The Blacktown City Council has commissioned the construction of two, four-metre-high Maori carved poles to be placed in Nurragingy Reserve this May.
The carvings will commemorate Blacktown's 30 year anniversary as a sister city of Porirua in New Zealand’s north Island.
But Darug elder Sandra Lee said traditional owners had not been consulted by the council or the Maori community prior to this decision being made.
"Would the Maoris like me to go over to New Zealand and hang ring-tail possums all over the place? Or kangaroos? No they wouldn't, I know they wouldn't, so why are they doing it to us?" she said
The Nurragingy land grant was awarded in 1816, and was the first land ever granted to an Aboriginal person on the continent of Australia.
But in 2012, the Blacktown City Council declared that the Darug people had no legitimate claims to the land.
Ms Lee said situating the poles at the front gate would diminish the Aboriginal symbolism of Nurragingy and continue the ongoing genocide of her people.
"I'll stand there and I'll burn them down if I have too," she said. "They can put them anywhere inside, no worries - but not at the gate."
Maori leaders were calling for the respect of Australia's first nation's people at Waitangi Day celebrations in West Sydney over the weekend.
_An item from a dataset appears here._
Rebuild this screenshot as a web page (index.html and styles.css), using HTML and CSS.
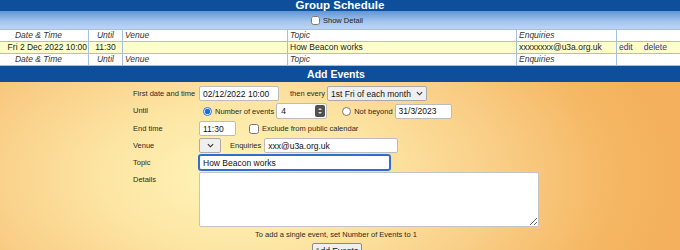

Chairman of the Waitangi Day Festival, Kiri Barber, said his people were disheartened to hear of the lack of consultation undertaken by the council.
He believed the only solution is to abstain from endorsing these poles “until the proper consultation and the tangata whenua themselves have agreed to allow us to stand [the] poupou [carved poles] up."
In response, a statement issued by the Blacktown City Council said the gateway will be placed within the New Zealand South Pacific Garden in the Nurragingy reserve, not at the entry point.